Goods and Services Tax Advice

GSTA TPP 071

Goods and services tax: Are the simplified accounting method turnover thresholds GST-inclusive or GST-exclusive?

This version is no longer current. Please follow this link to view the current version.

  • Please note that the PDF version is the authorised consolidated version of this ruling and amending notices.
    This document has changed over time. View its history.

Preamble

This document was published prior to 1 July 2010 and was a public ruling for the purposes of former section 37 of the Taxation Administration Act 1953 and former section 105-60 of Schedule 1 to the Taxation Administration Act 1953.

From 1 July 2010, this document is taken to be a public ruling under Division 358 of Schedule 1 to the Taxation Administration Act 1953 .

A public ruling is an expression of the Commissioner's opinion about the way in which a relevant provision applies, or would apply, to entities generally or to a class of entities in relation to a particular scheme or a class of schemes.

If you rely on this ruling, the Commissioner must apply the law to you in the way set out in the ruling (unless the Commissioner is satisfied that the ruling is incorrect and disadvantages you, in which case the law may be applied to you in a way that is more favourable for you - provided the Commissioner is not prevented from doing so by a time limit imposed by the law). You will be protected from having to pay any underpaid tax, penalty or interest in respect of the matters covered by this ruling if it turns out that it does not correctly state how the relevant provision applies to you.
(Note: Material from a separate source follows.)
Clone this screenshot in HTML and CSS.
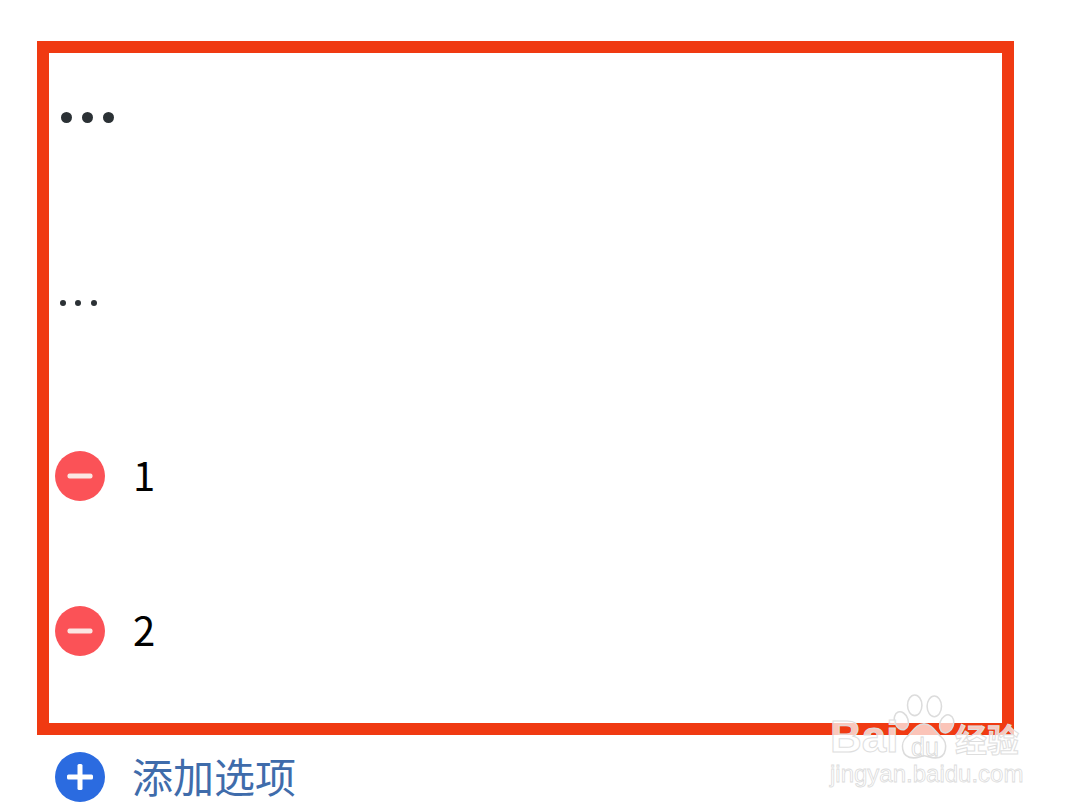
FILE: index.html
```html
<!DOCTYPE html>
<html lang="zh">
<head>
<meta charset="utf-8">
<title>添加选项</title>
<link rel="stylesheet" href="styles.css">
</head>
<body>
<main class="page">
  <section class="frame">
    <div class="dots dots-large"><i></i><i></i><i></i></div>
    <div class="dots dots-small"><i></i><i></i><i></i></div>
    <div class="option option-first">
      <svg class="icon" viewBox="0 0 50 50"><circle cx="25" cy="25" r="25" fill="#fb5257"/><rect x="12.5" y="22.5" width="25" height="5" rx="2" fill="#fbe6e2"/></svg>
      <span class="label">1</span>
    </div>
    <div class="option option-second">
      <svg class="icon" viewBox="0 0 50 50"><circle cx="25" cy="25" r="25" fill="#fb5257"/><rect x="12.5" y="22.5" width="25" height="5" rx="2" fill="#fbe6e2"/></svg>
      <span class="label">2</span>
    </div>
  </section>
  <div class="add">
    <svg class="icon" viewBox="0 0 50 50"><circle cx="25" cy="25" r="25" fill="#2b6be0"/><rect x="12" y="22.5" width="26" height="5" rx="1.5" fill="#fff"/><rect x="22.5" y="12" width="5" height="26" rx="1.5" fill="#fff"/></svg>
    <span class="add-label">添加选项</span>
  </div>
</main>
<div class="watermark">
  <svg class="paw" viewBox="0 0 60 66">
    <g fill="#ffffff" fill-opacity="0.7" stroke="#dcdcdc" stroke-width="1.5">
      <ellipse cx="8" cy="26" rx="6.5" ry="9" transform="rotate(-20 8 26)"/>
      <ellipse cx="21" cy="11" rx="7" ry="10"/>
      <ellipse cx="40" cy="12" rx="7" ry="10"/>
      <ellipse cx="52" cy="29" rx="6.5" ry="9" transform="rotate(20 52 29)"/>
      <path d="M30 29c-8 0-11 8-17 13-6 5-6 20 7 20 5 0 7-2 10-2s6 2 11 2c12 0 12-15 6-20-6-5-9-13-17-13z"/>
    </g>
  </svg>
  <span class="wm-bai">Bai</span>
  <span class="wm-du">du</span>
  <span class="wm-jy">经验</span>
  <span class="wm-url">jingyan.baidu.com</span>
</div>
</body>
</html>
```
FILE: styles.css
```css
* { box-sizing: border-box; }
html, body { margin: 0; padding: 0; }
body {
  width: 1080px;
  height: 810px;
  overflow: hidden;
  background: #ffffff;
  position: relative;
  font-family: "Noto Sans CJK SC", "Noto Sans", sans-serif;
}
.page { padding: 41px 0 0 37px; }
.frame {
  width: 977px;
  height: 694px;
  border: 12px solid #f03a12;
  padding-left: 6px;
  background: #ffffff;
}
.dots { display: flex; align-items: center; }
.dots i { display: block; border-radius: 50%; background: #2b3135; }
.dots-large { margin: 58px 0 0 6px; gap: 10px; height: 12px; }
.dots-large i { width: 11px; height: 11px; }
.dots-small { margin: 177px 0 0 4.5px; gap: 9.5px; height: 6px; }
.dots-small i { width: 6px; height: 6px; }
.option { display: flex; align-items: center; height: 50px; }
.option-first { margin-top: 145px; }
.option-second { margin-top: 105px; }
.icon { display: block; width: 50px; height: 50px; flex: none; }
.label {
  margin-left: 28px;
  font-size: 40px;
  font-weight: 400;
  line-height: 44px;
  padding-bottom: 5px;
  color: #000000;
}
.add {
  display: flex;
  align-items: center;
  height: 50px;
  margin: 17px 0 0 18px;
}
.add-label {
  margin-left: 27px;
  font-size: 41px;
  line-height: 46px;
  padding-bottom: 4px;
  color: #3f6cab;
}
.watermark {
  position: absolute;
  left: 825px;
  top: 690px;
  width: 205px;
  height: 105px;
  pointer-events: none;
}
.paw { position: absolute; left: 68px; top: 4px; width: 62px; height: 68px; }
.wm-bai, .wm-du, .wm-jy, .wm-url {
  position: absolute;
  color: rgba(255, 255, 255, 0.72);
  -webkit-text-stroke: 1px #dedede;
  white-space: nowrap;
}
.wm-bai {
  left: 5px;
  top: 22px;
  font: 700 44px/50px "Liberation Sans", sans-serif;
}
.wm-du {
  left: 86px;
  top: 42px;
  font: 400 25px/30px "Liberation Sans", sans-serif;
  -webkit-text-stroke: 0.8px #d8d8d8;
}
.wm-jy {
  left: 130px;
  top: 28px;
  font: 700 32px/40px "Noto Sans CJK SC", sans-serif;
}
.wm-url {
  left: 5px;
  top: 69px;
  font: 400 24px/30px "Liberation Sans", sans-serif;
  -webkit-text-stroke: 0.8px #dcdcdc;
}
```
[ Note: This is a consolidated version of this document. Refer to the Legal Database (http://law.ato.gov.au) to check its currency and to view the details of all changes.]

Answer

The annual turnover thresholds for the purposes of the Determinations made under Division 123 of the A New Tax System (Goods and Services Tax) Act 1999 (GST Act) are calculated on a GST-exclusive basis.

Background

Small food retailers have several simplified GST accounting methods available to them. These methods allow eligible small retailers to estimate their total GST-free sales and/or purchases at the end of each tax period rather than having to record each GST-free product as it is sold or at purchase. One of the eligibility criteria is that the food retailers have an annual turnover which is no more than the specified threshold for the relevant method.

Explanation

The threshold amounts stipulated in the Determinations made under Division 123 of the GST Act are GST-exclusive. That is, sales do not include GST when calculating whether the retailers' total sales are lower than the relevant threshold.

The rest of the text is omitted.